For those reasons, he said, President Bush's senior advisors are recommending he veto the farm bill unless significant changes are made in the House-Senate conference committee that will be convened to resolve the differences in the two versions of the bill.
“We need a farm bill that will allow us to make continued progress in areas like conservation, renewable energy, food and nutrition programs as well,” he said.
“All this year we've made the case to significantly expand the funding for research and development of renewable energy, particularly as it relates to cellulosic ethanol.”
He acknowledged that renewable energy sources have come under criticism in recent weeks for supposedly increasing feed and food prices, claims that have been refuted by farm groups such as the National Corn Growers Association.

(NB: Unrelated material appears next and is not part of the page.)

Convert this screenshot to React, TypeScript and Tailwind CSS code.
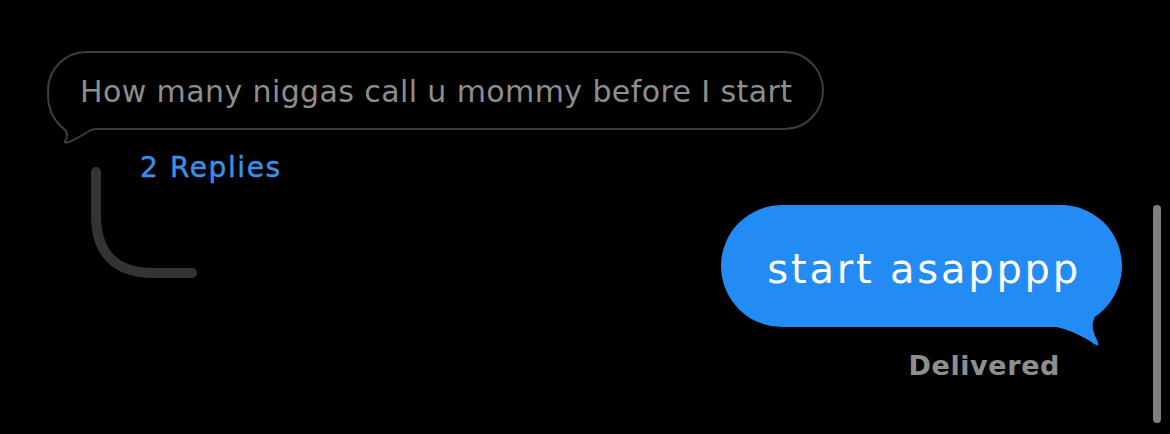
import React from "react";

export default function App() {
  return (
    <div className="relative h-[434px] w-[1170px] overflow-hidden bg-black font-['DejaVu_Sans','Noto_Sans',sans-serif]">
      <div className="flex flex-col">
        {/* received bubble (outline) */}
        <div className="ml-[47px] mt-[51px] flex">
          <div className="relative flex h-[79px] items-start rounded-full border-2 border-[#3e3e3e] pl-[31px] pr-[30px] pt-[24px] text-[30px] tracking-[0.4px] text-[#8d8d8d]">
            <span className="leading-[30px]">How many niggas call u mommy before I start</span>
            <svg
              className="pointer-events-none absolute left-[-9px] top-[37px] overflow-visible"
              width="70"
              height="60"
              viewBox="0 0 70 60"
            >
              <path
                d="M8 5 C8 18 13 30 24 39 C28 42 28 47 25 51 Q24 53 27 52.5 C34 51 42 45 50 40.5 C52 39.5 54 39 57 39 L57 30 Z"
                fill="#000"
              />
              <path
                d="M8 5 C8 18 13 30 24 39 C28 42 28 47 25 51 Q24 53 27 52.5 C34 51 42 45 50 40.5 C52 39.5 54 39 57 39"
                fill="none"
                stroke="#3e3e3e"
                strokeWidth="2"
              />
            </svg>
          </div>
        </div>

        {/* replies */}
        <div className="relative ml-[140px] mt-[24px] flex h-[28px]">
          <span className="text-[28px] leading-[28px] tracking-[1.6px] text-[#3a8fe8] [-webkit-text-stroke:0.5px_#3a8fe8]">2 Replies</span>
          <svg
            className="pointer-events-none absolute left-[-56px] top-[8px] overflow-visible"
            width="110"
            height="120"
            viewBox="0 0 110 120"
          >
            <path
              d="M12 10 L12 53 Q12 111 70 111 L108 111"
              fill="none"
              stroke="#333333"
              strokeWidth="10"
              strokeLinecap="round"
            />
          </svg>
        </div>

        {/* sent bubble */}
        <div className="mt-[23px] flex justify-end pr-[48px]">
          <div className="relative flex h-[122px] items-center rounded-full bg-[#238cf4] pl-[46px] pr-[41px] pt-[6px] text-[40px] tracking-[2.8px] text-white">
            <span className="leading-[40px]">start asapppp</span>
            <svg
              className="pointer-events-none absolute right-0 bottom-[-20px] overflow-visible"
              width="80"
              height="50"
              viewBox="0 0 80 50"
            >
              <path
                d="M8 29 C24 31 38 38 48 44 C51 46 53 47.5 55.5 48.5 C57 48.5 56.5 46 54 41 C51 35 50 29 51 25 C51.5 23 52 22 53 21 L18 3 Z"
                fill="#238cf4"
              />
            </svg>
          </div>
        </div>

        {/* delivered */}
        <div className="mt-[25px] flex justify-end pr-[110px]">
          <span className="text-[27px] font-bold leading-[27px] tracking-[0.6px] text-[#8e8e8e]">Delivered</span>
        </div>
      </div>

      {/* scrollbar */}
      <div className="absolute right-[9px] top-[205px] h-[218px] w-[8px] rounded-full bg-[#7e7e7e]" />
    </div>
  );
}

“Let me just tell you, I don't think there's been one moment of waiver from the people you talk to out on the ground,” said Conner.
“There's strong support of our country producing more of our energy from sources here at home. That has not wavered one bit in the countryside.”
The House and the Senate bill recognize this, he said. “Chairman Peterson actually provided more than what we recommended, and we appreciate that effort. The Senate added a strong energy title as well. So we need to give them a lot of credit for recognizing that vision for the future.”
Senate leaders from farm states have acknowledged the administration's displeasure with the bill but say they believe they can prevail.
“Passage of the farm bill in the Senate was a big victory,” said Conrad. “But we face tough negotiations with the House and an administration that is unfriendly to rural America.”